A Facebook patent application titled Comment Plug-In for Third Party System, gives us some hints at how Facebook’s off site commenting system works, and ties into how those comments are also shared on the social network itself.
Microsoft has published a patent application titled Social Marketing Manager, which describes how the search engine might create and monitor social networking campaigns, and “facilitate” social interactions online. If Microsoft pursues the opportunities described in this patent, Will it be a service that competes with social media marketers or collaborates with them? Is there a potential conflict of interest in them helping to promote social media and use it to rank social results at Bing?
Google takes a second bite at an apple with a new pending version of a granted patent on ranking news articles
Like many others, I’ve been wondering if Google will start showing advertisements a Google Plus, and a new patent filing from Google titled Providing Advertisements on a Social Network provides some tantalizing hints at the possibility.
Another Google patent application gives us a look at a possible new approach by the search engine to allow people to search through reviews for a product.
One of the really fun parts of digging through patents like these is the chance to gain a perspective of the Web through the eyes of search engineers, and gain some insight into the assumptions they make about the Web, about searchers, and about search.
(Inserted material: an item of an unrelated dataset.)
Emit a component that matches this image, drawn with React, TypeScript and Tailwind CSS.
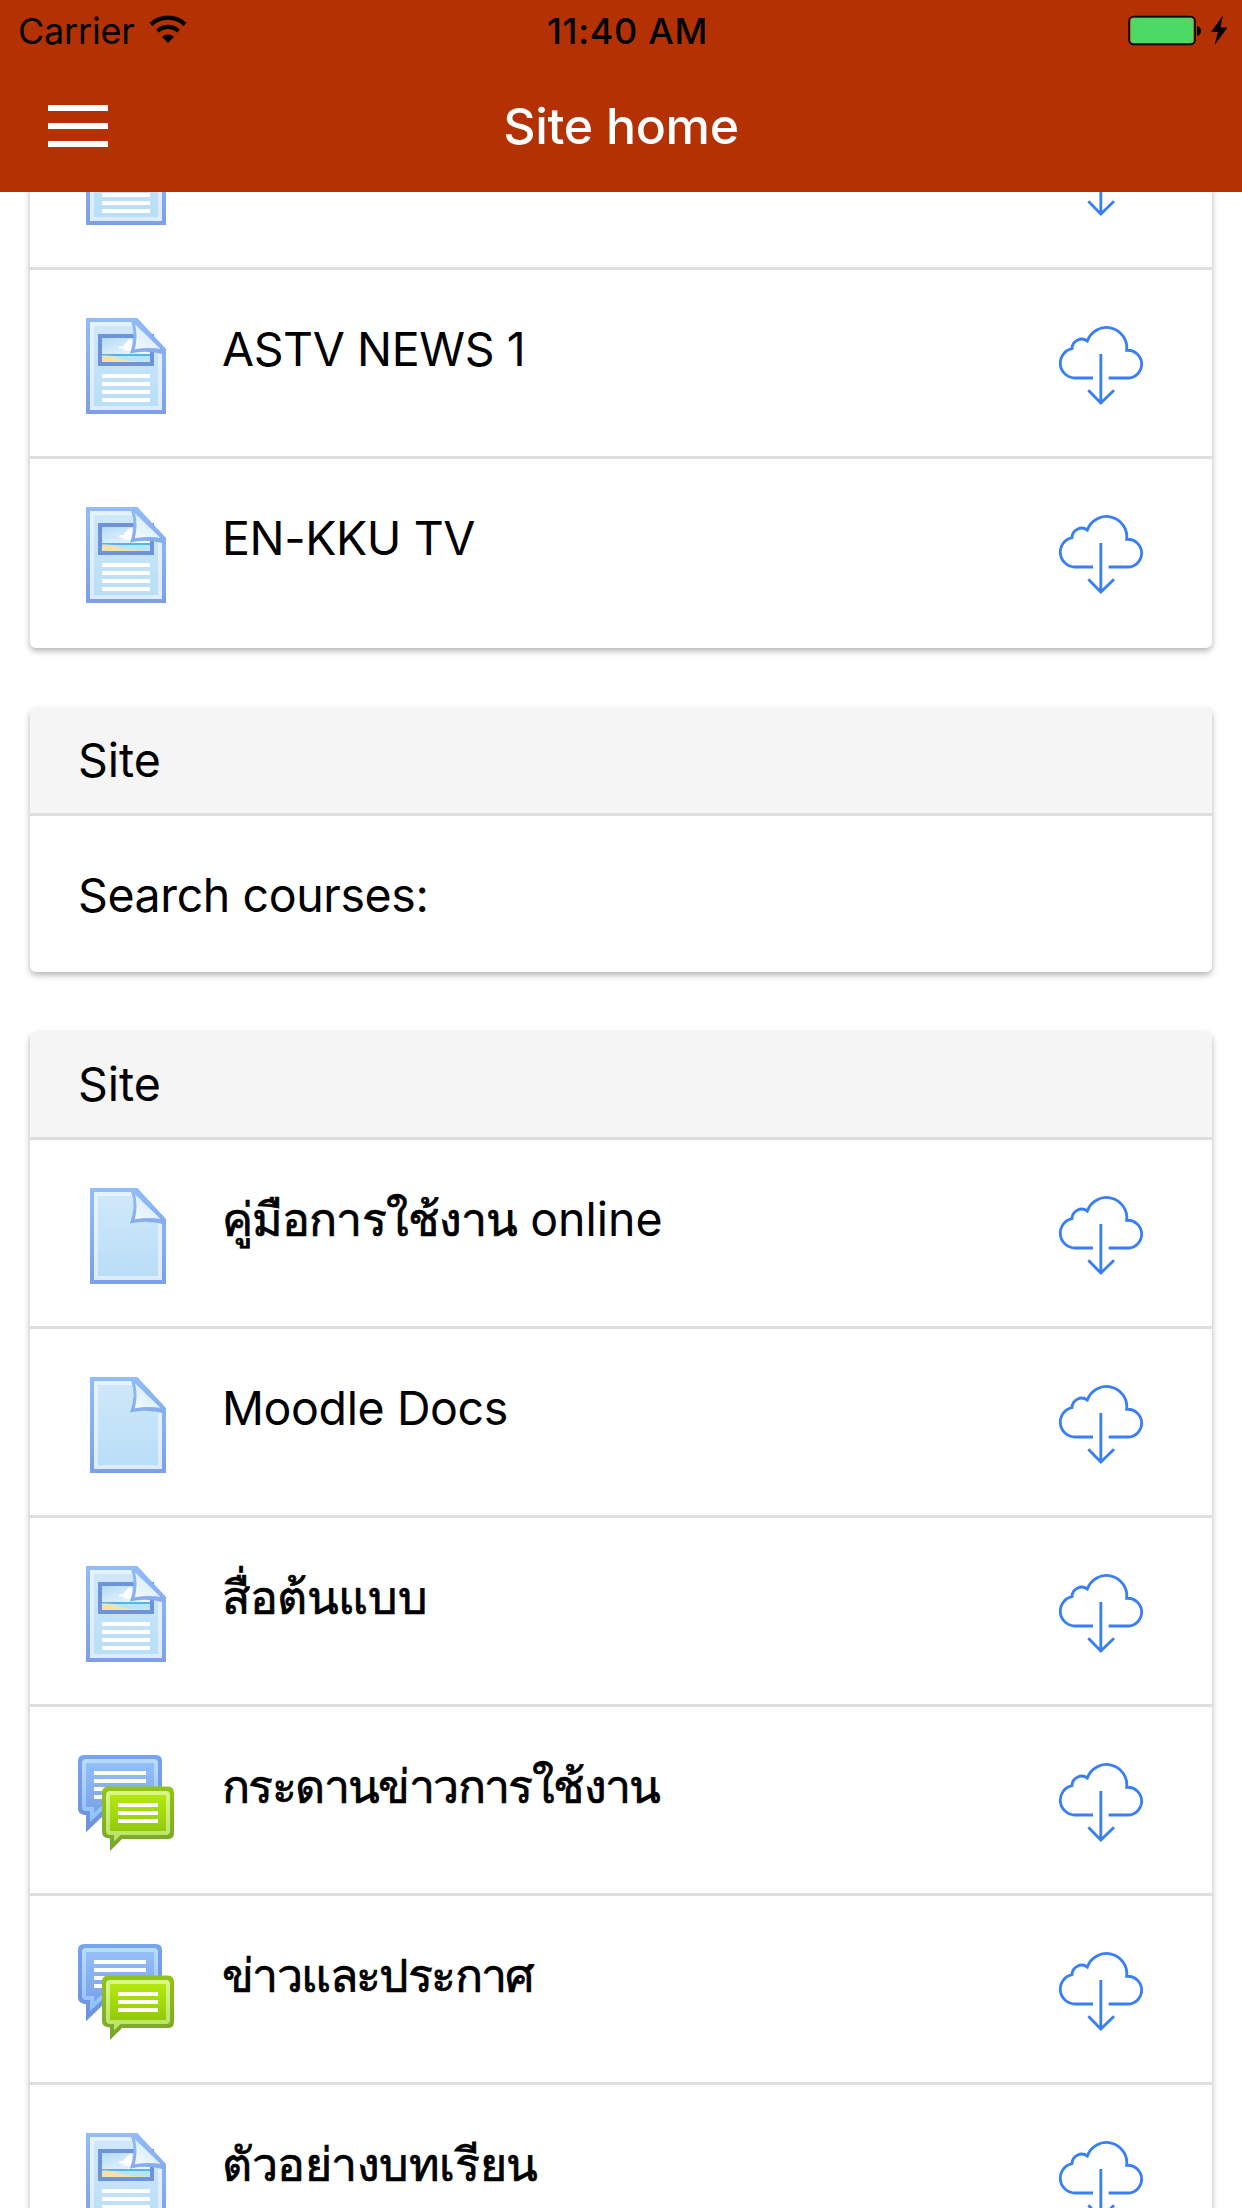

Sometimes the inventions described in patents actually make it off paper and onto the Web, like the Facebook commenting system above.
Sometimes they don’t, but they tell us about some of the research done at Google or Microsoft, and possibilities that might become something more. Will Microsoft offer social marketing services? Will Google show ads at Google Plus?
I’ll be providing a look at pending and granted patents here, and we’ll be looking at those closely and working on how we can use what we learn to provide the best services to our clients that we can, and to help the industry grow.
Yesterday’s SEO is dead, but tomorrow’s is pretty exciting.